Which app has better long term retention?
Hard to say definitively because retention depends on the user. Narrative apps like Zombies Run have built in finite content, so retention is bounded by the story length. New seasons release periodically to extend it. Territory capture apps like Motera have indefinite content because the map and the rivals continuously generate new game state. Story brains stay with Zombies Run for years. Strategy brains stay with Motera indefinitely. Both can produce multi year retention for the right user.
Can I use both Zombies Run and Motera at the same time?
Yes, and many runners do. Zombies Run is the audio layer playing in your ears, Motera is the map layer in the background tracking territory. The two run simultaneously without interfering. The combination delivers narrative engagement and spatial game state on the same run. Some users find this overwhelming and prefer one at a time. Try it once. If you like the stack, keep it. If it feels noisy, alternate.
Which is better for treadmill running, Zombies Run or Motera?
Zombies Run is clearly better for treadmill.
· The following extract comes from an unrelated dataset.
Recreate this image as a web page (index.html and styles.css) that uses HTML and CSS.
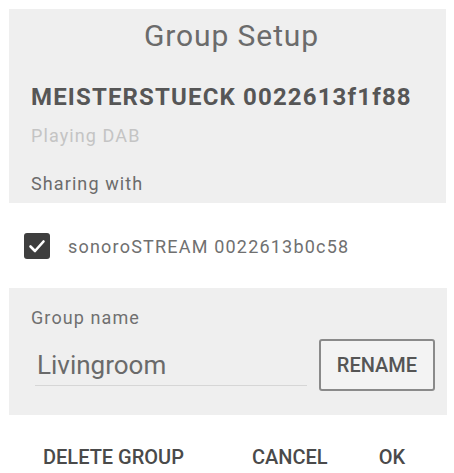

Narrative drives time perception in a confined indoor setting where there is no scenery and no map to capture. Motera relies on GPS to track territory, which means there is nothing to claim on a treadmill. If you run primarily indoors, choose Zombies Run. If you run primarily outdoors, Motera delivers more game state per session because the map is the game.
Which has a stronger community?
Zombies Run has the older and larger fan community given a decade plus of operation. Active subreddits, Discord servers, and fan fiction exist. Motera is newer and the community is smaller but growing, with local rivals as the main social layer rather than a fan community. Story brains tend to form fan communities. Map brains tend to form competitive local clusters. Both are valid social models, they just feel different.